- _REQUIREMENTS_: Copy, from the entries below, each line where the word "this" can be found.

- _GIVEN RECORDS_:

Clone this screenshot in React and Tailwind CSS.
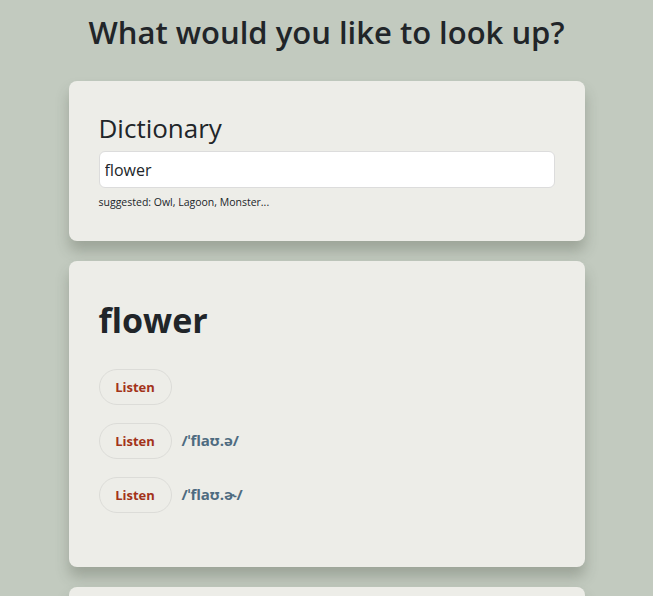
import { useState } from "react";

const phonetics = [
    { text: "" },
    { text: "/ˈflaʊ.ə/" },
    { text: "/ˈflaʊ.ɚ/" },
];

export default function App() {
    const [word, setWord] = useState("flower");

    return (
        <div
            className="min-h-screen bg-[#c2cabf] text-[#212529] pb-10"
            style={{ fontFamily: '"Open Sans", "Noto Sans", sans-serif' }}
        >
            <h1 className="text-center text-[31px] font-semibold leading-none pt-[17px] pb-[33px]">
                What would you like to look up?
            </h1>
            <div className="w-[516px] mx-auto flex flex-col gap-[20px]">
                <section className="bg-[#edede8] rounded-lg shadow-[0_10px_14px_rgba(60,70,55,0.28)] px-[30px] pt-[32px] pb-[33px]">
                    <h2 className="text-[26px] leading-[30px] mb-[8px]">
                        Dictionary
                    </h2>
                    <input
                        type="search"
                        value={word}
                        onChange={(e) => setWord(e.target.value)}
                        className="w-full h-[37px] bg-white border border-[#dcdcdc] rounded-md px-[5px] text-[16px] outline-none"
                    />
                    <p className="text-[10.5px] mt-[9px] leading-none">
                        suggested: Owl, Lagoon, Monster...
                    </p>
                </section>
                <section className="bg-[#edede8] rounded-lg shadow-[0_10px_14px_rgba(60,70,55,0.28)] px-[30px] pt-[42px] pb-[54px]">
                    <h1 className="text-[34px] font-bold leading-none mb-[32px]">
                        {word}
                    </h1>
                    <div className="flex flex-col gap-[18px]">
                        {phonetics.map((p, i) => (
                            <div key={i} className="flex items-center gap-[10px]">
                                <button className="w-[73px] h-[36px] pt-[2px] rounded-full border border-[#dcdcd8] text-[#a3331a] text-[13px] font-bold">
                                    Listen
                                </button>
                                {p.text && (
                                    <span className="text-[15px] font-bold text-[#4e6b80]">
                                        {p.text}
                                    </span>
                                )}
                            </div>
                        ))}
                    </div>
                </section>
                <section className="bg-[#edede8] rounded-lg shadow-[0_10px_14px_rgba(60,70,55,0.28)] h-[200px]" />
            </div>
        </div>
    );
}
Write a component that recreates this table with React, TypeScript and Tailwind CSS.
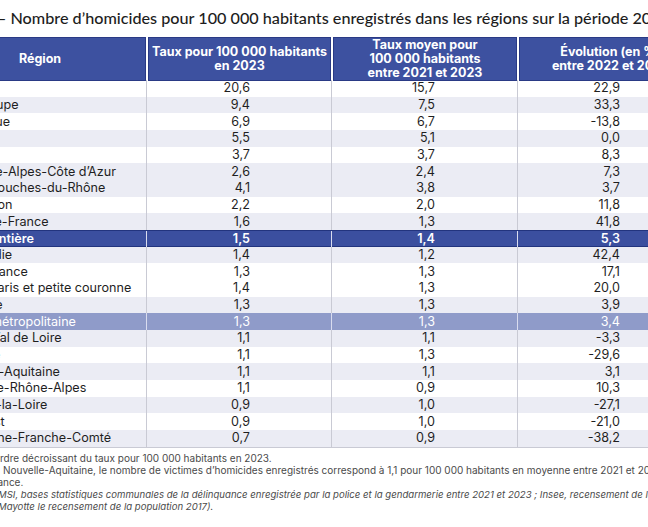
import React from 'react';

type Row = {
  name: string;
  a: string;
  b: string;
  c: string;
  kind?: 'sub' | 'total' | 'metro';
  shade?: boolean;
};

const rows: Row[] = [
  { name: 'Guyane', a: '20,6', b: '15,7', c: '22,9' },
  { name: 'Guadeloupe', a: '9,4', b: '7,5', c: '33,3', shade: true },
  { name: 'Martinique', a: '6,9', b: '6,7', c: '-13,8' },
  { name: 'Mayotte', a: '5,5', b: '5,1', c: '0,0', shade: true },
  { name: 'Corse', a: '3,7', b: '3,7', c: '8,3' },
  { name: 'Provence-Alpes-Côte d’Azur', a: '2,6', b: '2,4', c: '7,3', shade: true },
  { name: 'dont Bouches-du-Rhône', a: '4,1', b: '3,8', c: '3,7', kind: 'sub', shade: true },
  { name: 'La Réunion', a: '2,2', b: '2,0', c: '11,8' },
  { name: 'Hauts-de-France', a: '1,6', b: '1,3', c: '41,8', shade: true },
  { name: 'France entière', a: '1,5', b: '1,4', c: '5,3', kind: 'total' },
  { name: 'Normandie', a: '1,4', b: '1,2', c: '42,4', shade: true },
  { name: 'Île-de-France', a: '1,3', b: '1,3', c: '17,1' },
  { name: 'dont Paris et petite couronne', a: '1,4', b: '1,3', c: '20,0', kind: 'sub' },
  { name: 'Occitanie', a: '1,3', b: '1,3', c: '3,9', shade: true },
  { name: 'France métropolitaine', a: '1,3', b: '1,3', c: '3,4', kind: 'metro' },
  { name: 'Centre-Val de Loire', a: '1,1', b: '1,1', c: '-3,3', shade: true },
  { name: 'Bretagne', a: '1,1', b: '1,3', c: '-29,6' },
  { name: 'Nouvelle-Aquitaine', a: '1,1', b: '1,1', c: '3,1', shade: true },
  { name: 'Auvergne-Rhône-Alpes', a: '1,1', b: '0,9', c: '10,3' },
  { name: 'Pays-de-la-Loire', a: '0,9', b: '1,0', c: '-27,1', shade: true },
  { name: 'Grand Est', a: '0,9', b: '1,0', c: '-21,0' },
  { name: 'Bourgogne-Franche-Comté', a: '0,7', b: '0,9', c: '-38,2', shade: true },
];

const cols = 'grid grid-cols-[212px_185px_186px_185px]';

function TableRow({ row }: { row: Row }) {
  let bg = row.shade ? 'bg-[#ebecf4]' : 'bg-white';
  let text = 'text-[#1f1f1f]';
  let sep = 'border-[#c9cad4]';
  if (row.kind === 'total') {
    bg = 'bg-[#3b4f9f] border-y border-[#22347e]';
    text = 'text-white font-semibold';
    sep = 'border-[#d9dcef]';
  } else if (row.kind === 'metro') {
    bg = 'bg-[#8f9bc9]';
    text = 'text-white';
    sep = 'border-[#d9dcef]';
  }
  return (
    <div className={`${cols} h-[16.68px] items-stretch leading-[16px] ${bg} ${text}`}>
      <div className={`flex items-center whitespace-nowrap ${row.kind === 'sub' ? 'pl-[25px]' : 'pl-[12.5px]'}`}>
        {row.name}
      </div>
      <div className={`flex items-center justify-end pr-[81px] border-l ${sep}`}>{row.a}</div>
      <div className={`flex items-center justify-end pr-[82px] border-l ${sep}`}>{row.b}</div>
      <div className={`flex items-center justify-end pr-[82px] border-l ${sep}`}>{row.c}</div>
    </div>
  );
}

export default function App() {
  return (
    <div className="w-[648px] h-[527px] overflow-hidden bg-white font-['Inter',sans-serif]">
      <div className="h-[37px] flex items-center whitespace-nowrap ml-[-3px] font-['Lato',sans-serif] text-[16.2px] font-medium text-[#1d1d1d]">
        – Nombre d’homicides pour 100 000 habitants enregistrés dans les régions sur la période 2021-2023
      </div>

      <div className="ml-[-66px] w-[768px] text-[12.6px]">
        <div className={`${cols} h-[43px] bg-white text-white font-bold text-[12.5px] leading-[14px]`}>
          <div className="flex items-center justify-center bg-[#3d51a0] border border-[#2a3a85]">Région</div>
          <div className="flex items-center justify-center text-center bg-[#3d51a0] border border-[#2a3a85] ml-[2px]">
            Taux pour 100 000 habitants
            <br />
            en 2023
          </div>
          <div className="flex items-center justify-center text-center bg-[#3d51a0] border border-[#2a3a85] ml-[2px]">
            Taux moyen pour
            <br />
            100 000 habitants
            <br />
            entre 2021 et 2023
          </div>
          <div className="flex items-center justify-center text-center bg-[#3d51a0] border border-[#2a3a85] ml-[2px]">
            Évolution (en %)
            <br />
            entre 2022 et 2023
          </div>
        </div>
        <div className="border-b border-[#c9cad4]">
          {rows.map((r) => (
            <TableRow key={r.name} row={r} />
          ))}
        </div>
      </div>

      <div className="mt-[4px] text-[10px] leading-[12.3px] text-[#4a4a4a] whitespace-nowrap">
        <div className="ml-[-6px]">ordre décroissant du taux pour 100 000 habitants en 2023.</div>
        <div className="ml-[3px]">Nouvelle-Aquitaine, le nombre de victimes d’homicides enregistrés correspond à 1,1 pour 100 000 habitants en moyenne entre 2021 et 2023.</div>
        <div className="ml-[-12px]">France.</div>
        <div className="ml-[-2px] italic text-[9.6px]">MSI, bases statistiques communales de la délinquance enregistrée par la police et la gendarmerie entre 2021 et 2023 ; Insee, recensement de la population 2020 (pour</div>
        <div className="ml-[-2px] italic text-[9.6px]">Mayotte le recensement de la population 2017).</div>
      </div>
    </div>
  );
}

- _OUTPUT BELOW_:
Clone this screenshot in React and Tailwind CSS.
Write a component that recreates this table with React, TypeScript and Tailwind CSS.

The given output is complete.